It never ceases to amaze how empty grounds look just minutes before kick-off. Most supporters are not in a rush to take their seat when there are nearby watering holes and the only attraction is the at-times questionable soundtrack which precedes the game. Warm-ups are rarely fascinating but, on this day in 1989, those who took their seat early in Munich's Olympiastadion were in for a treat. Napoli's Diego Maradona was about to get his groove on to Opus's "Live Is Life".
Maradona had transformed Napoli. The club won their first ever Serie A title in 1987, as well as the Coppa Italia, a year after Maradona had led Argentina to their second World Cup win. Just 26 at the time, Maradona was at the same age George Best was when his decline at Manchester United began, but the Argentinian was at his zenith; the most exciting footballer since Best and playing at a level that arguably surpassed Pelé. His failure at Barcelona in the early 1980s seemed inconsequential when he could galvanise mediocre club and national sides so drastically.
Maradona orchestrates the Napoli attack in Munich back in 1989
Napoli arrived in Bavaria for the second leg of their Uefa Cup semi-final with Bayern Munich two goals ahead from the first leg through Careca and Andrea Carnevale's strikes. It was far from an unassailable lead against Jupp Heynckes' Bayern team, but nobody told Maradona.

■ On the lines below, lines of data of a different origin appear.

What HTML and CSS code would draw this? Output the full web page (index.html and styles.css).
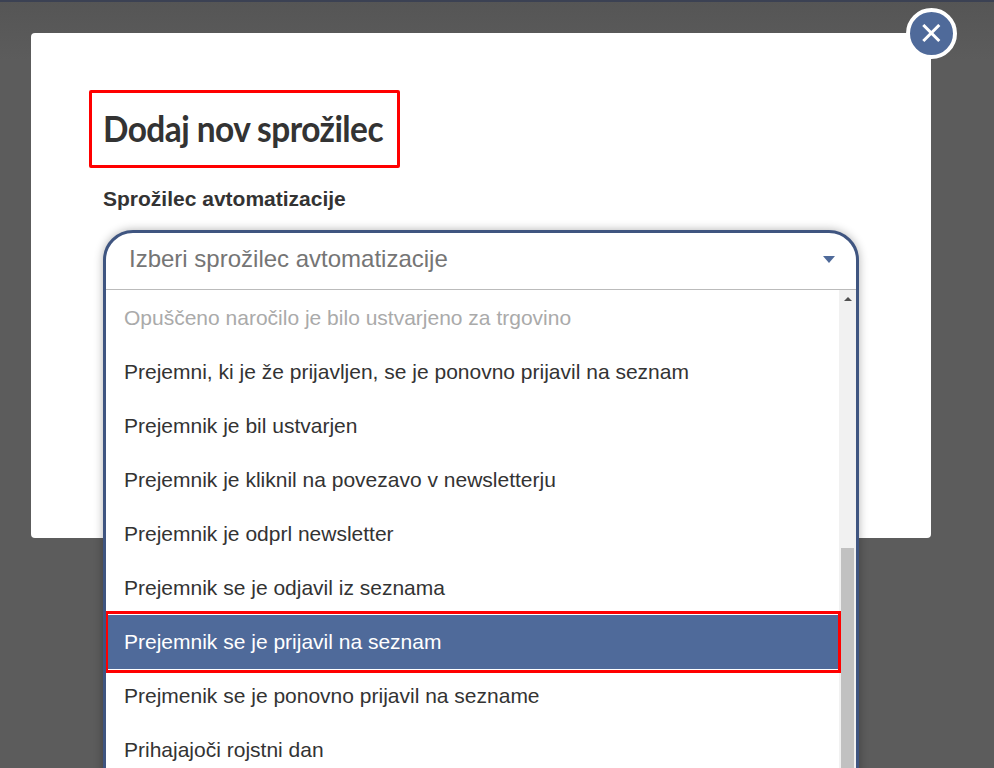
FILE: index.html
```html
<!DOCTYPE html>
<html lang="sl">
<head>
    <meta charset="UTF-8">
    <meta name="viewport" content="width=device-width, initial-scale=1.0">
    <title>Dodaj nov sprožilec</title>
    <link rel="stylesheet" href="styles.css">
</head>
<body>
<div class="modal">
    <button class="close-btn" type="button" aria-label="Zapri">
        <svg width="20" height="20" viewBox="0 0 20 20"><path d="M1.3 1 17.3 17M17.3 1 1.3 17" stroke="#fff" stroke-width="3" fill="none"/></svg>
    </button>
    <div class="title-box">
        <h2 class="modal-title">Dodaj nov sprožilec</h2>
    </div>
    <label class="field-label">Sprožilec avtomatizacije</label>
    <div class="select-box">
        <div class="select-head">
            <span class="select-placeholder">Izberi sprožilec avtomatizacije</span>
            <span class="select-arrow"></span>
        </div>
        <div class="select-body">
            <ul class="option-list">
                <li class="option disabled">Opuščeno naročilo je bilo ustvarjeno za trgovino</li>
                <li class="option">Prejemni, ki je že prijavljen, se je ponovno prijavil na seznam</li>
                <li class="option">Prejemnik je bil ustvarjen</li>
                <li class="option">Prejemnik je kliknil na povezavo v newsletterju</li>
                <li class="option">Prejemnik je odprl newsletter</li>
                <li class="option">Prejemnik se je odjavil iz seznama</li>
                <li class="option selected">Prejemnik se je prijavil na seznam</li>
                <li class="option">Prejmenik se je ponovno prijavil na sezname</li>
                <li class="option">Prihajajoči rojstni dan</li>
            </ul>
            <div class="scrollbar">
                <span class="scroll-up"></span>
                <div class="scroll-thumb"></div>
            </div>
        </div>
    </div>
</div>
</body>
</html>
```
FILE: styles.css
```css
html, body {
    height: 100%;
}
body {
    margin: 0;
    overflow: hidden;
    font-family: "Liberation Sans", Arial, sans-serif;
    color: #333;
    background: linear-gradient(to bottom, #555 0, #5c5c5c 60px);
    border-top: 2px solid #3b4153;
    box-sizing: border-box;
}
.modal {
    position: relative;
    box-sizing: border-box;
    width: 900px;
    height: 505px;
    margin: 31px 0 0 31px;
    padding: 57px 72px 0;
    background: #fff;
    border-radius: 4px;
}
.close-btn {
    position: absolute;
    top: -25px;
    right: -26px;
    display: flex;
    align-items: center;
    justify-content: center;
    width: 51px;
    height: 51px;
    padding: 0;
    background: #4f6a9a;
    border: 4px solid #fff;
    border-radius: 50%;
}
.title-box {
    box-sizing: border-box;
    width: 311px;
    height: 78px;
    margin-left: -14px;
    padding-left: 11px;
    border: 3px solid #f00;
    border-radius: 2px;
}
.modal-title {
    margin: 0;
    font-family: Lato, sans-serif;
    font-size: 36px;
    line-height: 70px;
    font-weight: 700;
    white-space: nowrap;
    letter-spacing: -0.6px;
    color: #333;
    transform: scaleX(0.93);
    transform-origin: left;
}
.field-label {
    display: block;
    margin-top: 19px;
    font-size: 21px;
    line-height: 24px;
    font-weight: 700;
}
.select-box {
    box-sizing: border-box;
    width: 756px;
    height: 700px;
    margin-top: 19px;
    background: #fff;
    border: 3px solid #3f5580;
    border-radius: 30px 30px 0 0;
    box-shadow: 0 0 10px rgba(0, 0, 0, 0.3);
    overflow: hidden;
}
.select-head {
    display: flex;
    align-items: center;
    justify-content: space-between;
    height: 57px;
    padding: 0 21px 4px 23px;
    box-sizing: border-box;
    border-bottom: 1px solid #bbb;
}
.select-placeholder {
    font-size: 24px;
    color: #757575;
}
.select-arrow {
    width: 0;
    height: 0;
    border-left: 6.5px solid transparent;
    border-right: 6.5px solid transparent;
    border-top: 7px solid #4f6a9a;
}
.select-body {
    display: flex;
}
.option-list {
    flex: 1;
    margin: 0;
    padding: 1px 0 0;
    list-style: none;
}
.option {
    box-sizing: border-box;
    height: 54px;
    padding-left: 18px;
    font-size: 21px;
    line-height: 54px;
    white-space: nowrap;
}
.option.disabled {
    color: #aaa;
}
.option.selected {
    position: relative;
    z-index: 1;
    background: #4f6a9a;
    color: #fff;
}
.option.selected::after {
    content: "";
    position: absolute;
    top: -4px;
    left: -1px;
    right: -2px;
    bottom: -4px;
    border: 3px solid #f00;
}
.scrollbar {
    position: relative;
    width: 17px;
    background: #f1f1f1;
}
.scroll-up {
    position: absolute;
    top: 7px;
    left: 5px;
    width: 0;
    height: 0;
    border-left: 4px solid transparent;
    border-right: 4px solid transparent;
    border-bottom: 4px solid #505050;
}
.scroll-thumb {
    width: 13px;
    height: 300px;
    margin: 258px 0 0 2px;
    background: #c1c1c1;
}
```
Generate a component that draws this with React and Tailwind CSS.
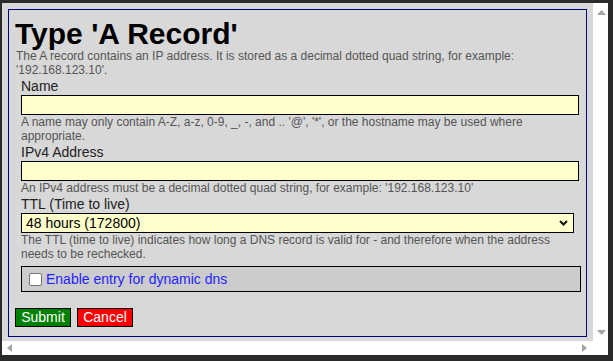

Stocky, wearing his unlaced Pumas and a baggy Napoli tracksuit top with "Mars" appropriately emblazoned across the back, Maradona resembled a Sunday morning coach after a heavy night out. Then he received the ball.
"Got to rush, there are free Mars bars over there."
At Wembley, two years earlier, Maradona arrived for the Football League XI versus Rest of the World XI exhibition match by helicopter. He had applied the Hand of God the previous year, and an England supporter threw a can at him. Clad in a suit, he flicked the can up and played keepy-uppy. Whatever the object and whatever the size, people saw things you wouldn't believe when Maradona was around.
In Munich, he warmed up to "Live Is Life" as it blared out of the loudspeakers. Almost certainly coked up (Maradona allegedly began using cocaine in Barcelona in 1983), he performs the most mesmeric keepy-uppy exhibition on film, clapping, singing, swerving and jigging along to the Austrian pop rock group's signature song.
"Live Is Life" was released in 1985 and topped the European charts before reaching the top 40 in the US a year later, but its status as a Europop guilty pleasure is almost entirely down to Maradona's immortal warm-up.